MD RAID or DRBD can be broken from userspace when using O_DIRECT

saurik 2 hours ago

So... one can, on a filesystem that is mirrored using MD RAID, from userspace, and with no special permissions (as it seems O_DIRECT does not require any), create a standard-looking file that has two different possible contents, depending from which RAID mirror it happens to be read from today? And, this bug, which has been open for a decade now, has, somehow, not been considered to be an all-hands-on-deck security issue that undermines the integrity of every single mechanism people might ever use to validate the content of a file, because... checks notes... we should instead be "teaching [the attacker] not to use [O_DIRECT]"?

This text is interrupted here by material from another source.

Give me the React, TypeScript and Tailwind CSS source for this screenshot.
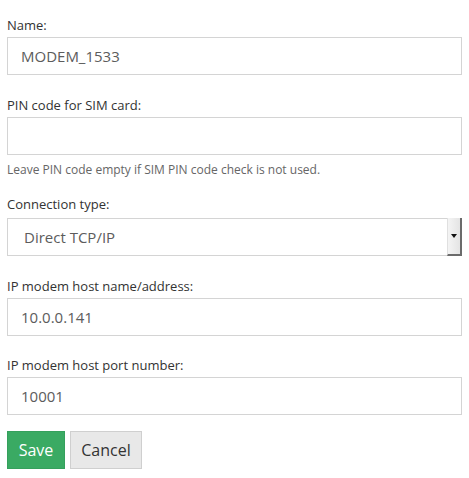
import { useState } from 'react'

const font = { fontFamily: '"Open Sans", "Noto Sans", sans-serif' }

function Field({
  label,
  value,
  onChange,
  className = '',
}: {
  label: string
  value: string
  onChange: (v: string) => void
  className?: string
}) {
  return (
    <div className={className}>
      <label className="block text-[13px] leading-5 text-[#333] mb-[2px]">{label}</label>
      <input
        className="block w-full h-[38px] border border-[#d4d4d4] bg-white px-[13px] text-[15px] text-[#5c5c5c] outline-none"
        value={value}
        onChange={e => onChange(e.target.value)}
      />
    </div>
  )
}

export default function App() {
  const [name, setName] = useState('MODEM_1533')
  const [pin, setPin] = useState('')
  const [host, setHost] = useState('10.0.0.141')
  const [port, setPort] = useState('10001')

  return (
    <div className="bg-white w-[469px] h-[478px] px-[7px] pt-[15px]" style={font}>
      <div className="w-[455px]">
        <Field label="Name:" value={name} onChange={setName} />
        <Field label="PIN code for SIM card:" value={pin} onChange={setPin} className="mt-5" />
        <p className="mt-[5px] text-[12px] leading-5 text-[#666]">
          Leave PIN code empty if SIM PIN code check is not used.
        </p>

        {/* Connection type */}
        <div className="mt-[14px]">
          <label className="block text-[13px] leading-5 text-[#333] mb-[4px]">Connection type:</label>
          <div className="flex h-[38px] border border-[#d4d4d4] bg-white">
            <div className="flex-1 flex items-center pl-[16px] text-[15px] text-[#5c5c5c]">Direct TCP/IP</div>
            <div className="w-[15px] my-[-1px] mr-[-1px] flex items-center justify-center bg-gradient-to-r from-[#f4f4f4] to-[#e4e4e4] border-r-2 border-b-2 border-[#6b6b6b] border-l border-l-[#e0e0e0]">
              <svg width="6" height="4" viewBox="0 0 6 4">
                <path d="M0 0h6L3 4z" fill="#111" />
              </svg>
            </div>
          </div>
        </div>

        <Field label="IP modem host name/address:" value={host} onChange={setHost} className="mt-[20px]" />
        <Field label="IP modem host port number:" value={port} onChange={setPort} className="mt-[19px]" />

        <div className="mt-4 flex gap-[5px]">
          <button className="h-[38px] w-[58px] bg-[#3aaa63] border border-[#35a05c] text-white text-[16px]">
            Save
          </button>
          <button className="h-[38px] w-[72px] bg-[#e8e8e8] border border-[#cfcfcf] text-[#333] text-[16px]">
            Cancel
          </button>
        </div>
      </div>
    </div>
  )
}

(FWIW, I appreciate the performance impact of a full fix here might be brutal, but the suggestion of requiring boot-args opt-in for O_DIRECT in these cases should not have been ignored, as there are a ton of people who might not actively need or even be using O_DIRECT, and the people who do should be required to know what they are getting into.)

weinzierl an hour ago

Linus very much opposed O_DIRECT from the start. If I remember correctly he only introduced it at the pressure from the "database people" i.e. his beloved Oracle.
No wonder O_DIRECT never saw much love.
"I hope some day we can just rip the damn disaster out."
-- Linus Torvalds, 2007
https://lkml.org/lkml/2007/1/10/235
- jandrewrogers 14 minutes ago
  
  This is one of several examples where Linus thinks something is bad because he doesn't understand how it is used.
  Something like O_DIRECT is critical for high-performance storage in software for well-understood reasons. It enables entire categories of optimization by breaking a kernel abstraction that is intrinsically unfit for purpose; there is no way to fix it in the kernel, the existence of the abstraction is the problem as a matter of theory.
  As a database performance enjoyer, I've been using O_DIRECT for 15+ years. Something like it will always exist because removing it would make some high-performance, high-scale software strictly worse.
karmakaze 5 minutes ago

This is nuts. I've used both MD RAID and O_DIRECT though luckily not together on the same system. One system was with btrfs so may have been spared anyway. Footguns/landmines.
vbezhenar 2 hours ago

Please note that some filesystems, namely bcachefs, btrfs, zfs seem to be immune to this issue, probably because they don't just directly delegate writes to the block layer with O_DIRECT flag. But it is important to be aware of this issue.
- saurik an hour ago
  
  While those are all "filesystems", they are also (internally) alternatives to MD RAID; like, you could run zfs on top of MD RAID, but it feels like a waste of zfs (and the same largely goes for btrfs and bcachefs). It thereby is not at all clear to me that it is the filesystems that are "immune to this issue" rather than their respective RAID-like behaviors, as it seems to be the latter that the discussion was focussing on (hence the initial mention of potentially adding btrfs to the issue, which did not otherwise mention any filesystem at all). Put another way: if you did do the unusual thing of running zfs on top of MD RAID, I actually bet you are still vulnerable to this scenario.
  (Oh, unless you are maybe talking about something orthogonal to the fixes mentioned in the discussion thread, such as some property of the extra checksumming done by these filesystems? And so, even if the disks de-synchronize, maybe zfs will detect an error if it reads "the wrong one" off of the underlying MD RAID, rather than ending up with the other content?)
summa_tech 2 hours ago

Wouldn't the performance impact be that of setting the page read-only when the request is submitted, then doing a copy-on-write if the user process does write it? I mean, that's nonzero, TLB flushes being what they are. But they do happen a bunch anyway...

rwaksmunski 2 hours ago

This, fsync() data corruption, BitterFS issues, lack of Audit on io_uring, triplicated EXT2,3,4 code bases. For the past 20 years, every time I consider moving mission critical data from FreeBSD/ZFS something like this pops up.

zokier an hour ago

Personally I think these problems are a sign that posix fs/io apis are just not that good. Or rather they have been stretched and extended way past their original intent/design. Stuff like zenfs give interesting glimpse of what could be.